In responding to the growing demand for a nationalistic approach, Vladimir Putin is probably trying to find a balance between the interests of ethnic Russians and the many other ethnic groups in the country. The best way would be to contribute to the building of the civic nation — but after the events in Ukraine, the Kremlin seems to be rejecting that as an option. On the other hand, imperial nationalism cannot work for long when the country is clearly becoming less ethnically Russian and therefore less of an empire.
Of course, the Kremlin can keep those “imperial fires” burning for a while by exploiting the weakness of neighboring countries that only came into existence with the collapse of the Soviet Union. But not only does that drive a wedge between Moscow and its neighbors, it also puts Russia’s own regional integration projects at risk. In the short run, though, this approach enables leaders to pander to widespread imperial nostalgia and win — at least for now — the loyalty of the majority.
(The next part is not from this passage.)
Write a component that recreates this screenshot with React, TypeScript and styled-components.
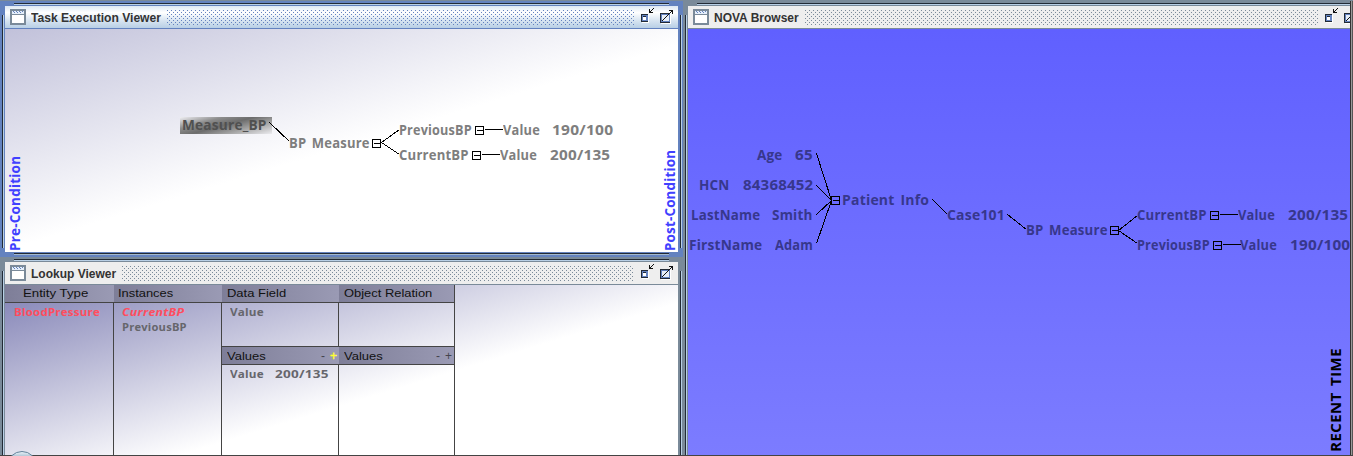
import React, { useLayoutEffect, useRef, useState } from 'react';
import styled, { createGlobalStyle, css } from 'styled-components';

const GlobalStyle = createGlobalStyle`
  * { box-sizing: border-box; }
  html, body { margin: 0; padding: 0; overflow: hidden; }
  body { font-family: "Liberation Sans", Arial, sans-serif; background: #7a8a99; }
`;

const hand = '"Comic Sans MS", "Open Sans", "Noto Sans", sans-serif';

/* ---------- text stretched to a known width ---------- */

const FitOuter = styled.span<{ $w: number }>`
  display: inline-block;
  width: ${p => p.$w}px;
  white-space: pre;
`;
const FitInner = styled.span`
  display: inline-block;
  transform-origin: 0 50%;
`;

function Fit({ w, children }: { w: number; children: string }) {
  const ref = useRef<HTMLSpanElement>(null);
  const [scale, setScale] = useState(1);
  useLayoutEffect(() => {
    if (ref.current) setScale(w / ref.current.offsetWidth);
  }, [w, children]);
  return (
    <FitOuter $w={w}>
      <FitInner ref={ref} style={{ transform: `scaleX(${scale})` }}>{children}</FitInner>
    </FitOuter>
  );
}

/* ---------- desktop and internal frames ---------- */

const Desktop = styled.main`
  display: flex;
  position: relative;
  width: 1353px;
  height: 456px;
  padding-top: 1px;
  overflow: hidden;
  background: #7a8a99;
`;
const LeftColumn = styled.div`
  display: flex;
  flex-direction: column;
  flex: 0 0 683px;
`;
const RightColumn = styled.div`
  display: flex;
  flex: 0 0 667px;
  overflow: hidden;
`;
const ScreenEdge = styled.div`
  flex: 0 0 3px;
  background: #9a9a9a;
  border-left: 1px solid #333;
  border-right: 1px solid #555;
`;
const BottomEdge = styled.div`
  position: absolute;
  left: 0;
  right: 0;
  bottom: 0;
  height: 1px;
  background: #444;
`;
const StartOrb = styled.div`
  position: absolute;
  left: 7px;
  top: 451px;
  width: 30px;
  height: 30px;
  border-radius: 50%;
  border: 1px solid #64839b;
  background: linear-gradient(#e8f2f8, #a5bdcf 5px);
`;

const Frame = styled.section<{ $active?: boolean; $w: number; $h: number }>`
  position: relative;
  display: flex;
  flex-direction: column;
  flex: none;
  width: ${p => p.$w}px;
  height: ${p => p.$h}px;
  padding: 5px;
  background: ${p => (p.$active ? '#6382bf' : '#7a8a99')};
  &::before, &::after {
    content: '';
    position: absolute;
    pointer-events: none;
  }
  &::before {
    left: 14px; right: 14px; top: 2px; bottom: 2px;
    border-top: 1px solid #222a35;
    border-bottom: 1px solid ${p => (p.$active ? '#a3b8cc' : '#b8cfe5')};
    box-shadow: inset 0 1px 0 #b8cfe5, inset 0 -1px 0 #222a35;
    clip-path: polygon(0 0, 100% 0, 100% 2px, 0 2px, 0 calc(100% - 2px), 100% calc(100% - 2px), 100% 100%, 0 100%);
  }
  &::after {
    top: 14px; bottom: 9px; left: 2px; right: 1px;
    border-left: 1px solid #222a35;
    border-right: 1px solid #b8cfe5;
    box-shadow: inset 1px 0 0 #b8cfe5, inset -1px 0 0 #222a35;
    clip-path: polygon(0 0, 2px 0, 2px 100%, calc(100% - 2px) 100%, calc(100% - 2px) 0, 100% 0, 100% 100%, 0 100%);
  }
`;

const TitleBar = styled.header<{ $active?: boolean }>`
  display: flex;
  align-items: center;
  flex: none;
  height: 23px;
  padding: 0 4px 0 5px;
  border-bottom: 1px solid ${p => (p.$active ? '#6382bf' : '#7a8a99')};
  background: ${p => (p.$active ? 'linear-gradient(#dde8f3, #ffffff 30%, #dde8f3 60%, #b8cfe5)' : '#eeeeee')};
`;
const Title = styled.h1<{ $w: number }>`
  flex: 0 0 ${p => p.$w}px;
  margin: 0 5px;
  padding-top: 1px;
  font-size: 12px;
  line-height: 20px;
  font-weight: 700;
  color: #333;
  white-space: nowrap;
`;
const Bumps = styled.div<{ $active?: boolean }>`
  flex: 1;
  height: 16px;
  margin-right: 7px;
  --dot: radial-gradient(circle at 0.5px 0.5px, ${p => (p.$active ? '#6382bf' : '#7a8a99')} 0.6px, transparent 0.7px);
  background-image: var(--dot), var(--dot);
  background-size: 4px 4px;
  background-position: 1px 1px, 3px 3px;
`;
const TitleIcons = styled.div`
  display: flex;
  gap: 4px;
  height: 22px;
  align-items: flex-start;
  padding-top: 2px;
`;

const WindowIcon = () => (
  <svg width="16" height="16" viewBox="0 0 16 16" shapeRendering="crispEdges">
    <rect x="0" y="0" width="16" height="16" rx="1" fill="#7a8a99" />
    <rect x="2" y="2" width="12" height="3" fill="#e4eefa" />
    <path d="M3 2h1v1H3zM6 2h1v1H6zM9 2h1v1H9zM12 2h1v1h-1zM4 3h1v1H4zM7 3h1v1H7zM10 3h1v1h-1z" fill="#6382bf" />
    <rect x="2" y="6" width="12" height="8" fill="#fff" />
  </svg>
);
const MinIcon = () => (
  <svg width="15" height="15" viewBox="0 0 15 15" shapeRendering="crispEdges">
    <rect x="1" y="7" width="7" height="8" fill="#fff" />
    <rect x="0" y="6" width="7" height="8" fill="#222a35" />
    <rect x="1" y="7" width="6" height="6" fill="#6382bf" />
    <rect x="2" y="8" width="3" height="4" fill="#222a35" />
    <rect x="2" y="9" width="3" height="3" fill="#fff" />
    <path d="M8 1h1v4H8zM9 4h3v1H9zM9 3h1v1H9zM10 2h1v1h-1zM11 1h1v1h-1zM12 0h1v1h-1z" fill="#111" />
  </svg>
);
const MaxIcon = () => (
  <svg width="14" height="16" viewBox="0 0 14 16" shapeRendering="crispEdges">
    <rect x="1" y="6" width="10" height="10" fill="#fff" />
    <rect x="0" y="5" width="10" height="10" fill="#222a35" />
    <rect x="1" y="6" width="9" height="8" fill="#6382bf" />
    <rect x="2" y="7" width="7" height="6" fill="#e6eef8" />
    <path d="M9 2h4v4h-1V3H9zM11 3h1v1h-1zM10 4h1v1h-1zM9 5h1v1H9zM8 6h1v1H8zM7 7h1v1H7zM6 8h1v1H6zM5 9h1v1H5zM4 10h1v1H4zM3 11h1v1H3zM2 12h1v1H2z" fill="#111" />
  </svg>
);

function InternalFrame(props: { title: string; titleWidth: number; active?: boolean; w: number; h: number; children: React.ReactNode }) {
  const { title, titleWidth, active, w, h, children } = props;
  return (
    <Frame $active={active} $w={w} $h={h}>
      <TitleBar $active={active}>
        <WindowIcon />
        <Title $w={titleWidth}><Fit w={titleWidth}>{title}</Fit></Title>
        <Bumps $active={active} />
        <TitleIcons><MinIcon /><MaxIcon /></TitleIcons>
      </TitleBar>
      {children}
    </Frame>
  );
}

/* ---------- graph canvas ---------- */

const Canvas = styled.div<{ $fill: string; $ink: string }>`
  position: relative;
  flex: 1;
  overflow: hidden;
  background: ${p => p.$fill};
  color: ${p => p.$ink};
  font: 700 13.5px/16px ${hand};
  letter-spacing: 0.2px;
  word-spacing: 2px;
`;
const Edges = styled.svg`
  position: absolute;
  left: 0;
  top: 0;
  width: 100%;
  height: 100%;
`;
const NodeLabel = styled.div<{ $x: number; $base: number }>`
  position: absolute;
  left: ${p => p.$x}px;
  top: ${p => p.$base - 13}px;
  height: 16px;
`;
const SelectedPlate = styled.div`
  position: absolute;
  left: 175px;
  top: 88px;
  width: 92px;
  height: 17px;
  padding-left: 2px;
  line-height: 16px;
  color: #505050;
  background: linear-gradient(165deg, #f0f0f4 0%, #8c8c8c 28%, #6c6c6c 48%, #a2a2a2 70%, #ececf0 100%);
`;
const SideText = styled.div<{ $x: number; $bottom: number; $ink: string }>`
  position: absolute;
  left: ${p => p.$x}px;
  top: ${p => p.$bottom}px;
  height: 14px;
  line-height: 14px;
  color: ${p => p.$ink};
  transform-origin: 0 0;
  transform: rotate(-90deg);
`;

type Label = [text: string, x: number, base: number, w: number];
type Line = [x1: number, y1: number, x2: number, y2: number];
type Box = [x: number, y: number];

function Graph({ labels, lines, boxes }: { labels: Label[]; lines: Line[]; boxes: Box[] }) {
  return (
    <>
      <Edges shapeRendering="crispEdges">
        {lines.map(([x1, y1, x2, y2], i) => (
          <line key={i} x1={x1 + 0.5} y1={y1 + 0.5} x2={x2 + 0.5} y2={y2 + 0.5} stroke="#000" />
        ))}
        {boxes.map(([x, y], i) => (
          <path key={i} d={`M${x + 0.5} ${y + 0.5}h8v8h-8zM${x + 2} ${y + 4.5}h6`} fill="none" stroke="#000" />
        ))}
      </Edges>
      {labels.map(([text, x, base, w], i) => (
        <NodeLabel key={i} $x={x} $base={base}><Fit w={w}>{text}</Fit></NodeLabel>
      ))}
    </>
  );
}

const taskLabels: Label[] = [
  ['BP Measure', 284, 119, 81],
  ['PreviousBP', 394, 106, 73],
  ['Value', 498, 106, 37],
  ['190/100', 547, 106, 61],
  ['CurrentBP', 394, 131, 70],
  ['Value', 495, 131, 37],
  ['200/135', 545, 131, 60],
];
const taskLines: Line[] = [
  [264, 93, 284, 112],
  [376, 113, 394, 100],
  [376, 113, 394, 125],
  [479, 100, 497, 100],
  [476, 125, 494, 125],
];
const taskBoxes: Box[] = [[367, 110], [470, 97], [467, 122]];

const novaLabels: Label[] = [
  ['Age', 69, 131, 26],
  ['65', 107, 131, 18],
  ['HCN', 11, 161, 31],
  ['84368452', 55, 161, 70],
  ['LastName', 3, 191, 69],
  ['Smith', 84, 191, 41],
  ['FirstName', 1, 221, 73],
  ['Adam', 87, 221, 38],
  ['Patient Info', 154, 176, 87],
  ['Case101', 259, 191, 58],
  ['BP Measure', 338, 206, 82],
  ['CurrentBP', 449, 191, 70],
  ['Value', 550, 191, 37],
  ['200/135', 600, 191, 60],
  ['PreviousBP', 449, 221, 73],
  ['Value', 552, 221, 37],
  ['190/100', 602, 221, 60],
];
const novaLines: Line[] = [
  [128, 124, 143, 171],
  [128, 156, 143, 171],
  [128, 185, 143, 171],
  [128, 214, 143, 171],
  [244, 170, 259, 185],
  [319, 185, 338, 200],
  [430, 201, 449, 186],
  [430, 201, 449, 214],
  [531, 185, 549, 185],
  [534, 215, 552, 215],
];
const novaBoxes: Box[] = [[143, 167], [422, 197], [522, 182], [525, 212]];

/* ---------- lookup table ---------- */

const LookupBody = styled.div`
  display: flex;
  flex: 1;
  background: linear-gradient(163deg, #8080b4 0, #fff 214px);
`;
const Column = styled.div<{ $w: number; $last?: boolean }>`
  display: flex;
  flex-direction: column;
  flex: 0 0 ${p => p.$w}px;
  ${p => p.$last && css`border-right: 1px solid #444;`}
`;
const ColumnHead = styled.div<{ $pad: number; $drop?: number }>`
  display: flex;
  flex: none;
  height: 18px;
  align-items: center;
  padding: ${p => p.$drop || 0}px 2px 0 ${p => p.$pad}px;
  border-bottom: 1px solid #444;
  background: linear-gradient(90deg, #7e7e98, #9a9ab4);
  color: #111;
  font-size: 11px;
  line-height: 15px;
`;
const Cell = styled.div<{ $h?: number; $pad: number; $last?: boolean }>`
  flex: ${p => (p.$h ? `0 0 ${p.$h}px` : '1')};
  display: flex;
  flex-direction: column;
  padding: 0 0 0 ${p => p.$pad}px;
  border-right: ${p => (p.$last ? '0' : '1px')} solid #444;
  border-bottom: ${p => (p.$h ? '1px' : '0')} solid #444;
  font: 700 11px/15px ${hand};
  letter-spacing: 0.2px;
  color: #66666c;
`;
const Entry = styled.div<{ $hot?: boolean; $slant?: boolean }>`
  display: flex;
  gap: 11px;
  height: 15px;
  padding-top: 1px;
  color: ${p => (p.$hot ? '#ff4d5e' : 'inherit')};
  font-style: ${p => (p.$slant ? 'italic' : 'normal')};
`;
const Signs = styled.span`
  display: flex;
  gap: 5px;
  margin-left: auto;
  font-size: 12px;
`;
const Sign = styled.span<{ $on?: boolean }>`
  color: ${p => (p.$on ? '#ffff33' : '#44444e')};
  -webkit-text-stroke: ${p => (p.$on ? '0.4px #ffff33' : '0')};
`;

function ValuesHead({ on }: { on?: boolean }) {
  return (
    <ColumnHead $pad={5} $drop={2}>
      <Fit w={39}>Values</Fit>
      <Signs><Sign>-</Sign><Sign $on={on}>+</Sign></Signs>
    </ColumnHead>
  );
}

export default function App() {
  return (
    <>
      <GlobalStyle />
      <Desktop>
        <LeftColumn>
          <InternalFrame title="Task Execution Viewer" titleWidth={130} active w={683} h={256}>
            <Canvas $fill="linear-gradient(163deg, #c1c1da 0, #fff 212px)" $ink="#7e7e7e">
              <SelectedPlate><Fit w={85}>Measure_BP</Fit></SelectedPlate>
              <Graph labels={taskLabels} lines={taskLines} boxes={taskBoxes} />
              <SideText $x={3} $bottom={222} $ink="#4040ff"><Fit w={95}>Pre-Condition</Fit></SideText>
              <SideText $x={658} $bottom={222} $ink="#4040ff"><Fit w={101}>Post-Condition</Fit></SideText>
            </Canvas>
          </InternalFrame>
          <InternalFrame title="Lookup Viewer" titleWidth={85} w={683} h={222}>
            <LookupBody>
              <Column $w={109}>
                <ColumnHead $pad={18}><Fit w={65}>Entity Type</Fit></ColumnHead>
                <Cell $pad={9}><Entry $hot><Fit w={86}>BloodPressure</Fit></Entry></Cell>
              </Column>
              <Column $w={108}>
                <ColumnHead $pad={4}><Fit w={55}>Instances</Fit></ColumnHead>
                <Cell $pad={8}>
                  <Entry $hot $slant><Fit w={62}>CurrentBP</Fit></Entry>
                  <Entry><Fit w={65}>PreviousBP</Fit></Entry>
                </Cell>
              </Column>
              <Column $w={117}>
                <ColumnHead $pad={5}><Fit w={59}>Data Field</Fit></ColumnHead>
                <Cell $pad={8} $h={44}><Entry><Fit w={34}>Value</Fit></Entry></Cell>
                <ValuesHead on />
                <Cell $pad={8}><Entry><Fit w={34}>Value</Fit><Fit w={54}>200/135</Fit></Entry></Cell>
              </Column>
              <Column $w={116} $last>
                <ColumnHead $pad={5}><Fit w={88}>Object Relation</Fit></ColumnHead>
                <Cell $pad={8} $h={44} $last />
                <ValuesHead />
                <Cell $pad={8} $last />
              </Column>
            </LookupBody>
          </InternalFrame>
        </LeftColumn>
        <RightColumn>
          <InternalFrame title="NOVA Browser" titleWidth={85} w={684} h={474}>
            <Canvas $fill="linear-gradient(#6060ff, #7c7cff 427px)" $ink="#37378c">
              <Graph labels={novaLabels} lines={novaLines} boxes={novaBoxes} />
              <SideText $x={641} $bottom={423} $ink="#000"><Fit w={104}>RECENT TIME</Fit></SideText>
            </Canvas>
          </InternalFrame>
        </RightColumn>
        <ScreenEdge />
        <BottomEdge />
        <StartOrb />
      </Desktop>
    </>
  );
}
The awakening from this temporary euphoria promises to be painful, and no less so for those who induced this “mass hypnosis.” In fact, it could prove so painful that, in addition to the map showing the Russian Empire in 1783, it might make sense to take out a still older map showing the territory which was the starting-point for Russian imperial expansion.
An illustration of Russia “before empire,” it might also serve as a warning for what modern Russia might become “after empire.” Indeed, the dangers of today’s imaginary imperial renaissance might pale in comparison to the destabilization of the Russian state and a newer, more fundamental collapse of its imperial structure.
Ivan Sukhov is a journalist who has covered conflicts in Russia and the CIS for the past 15 years.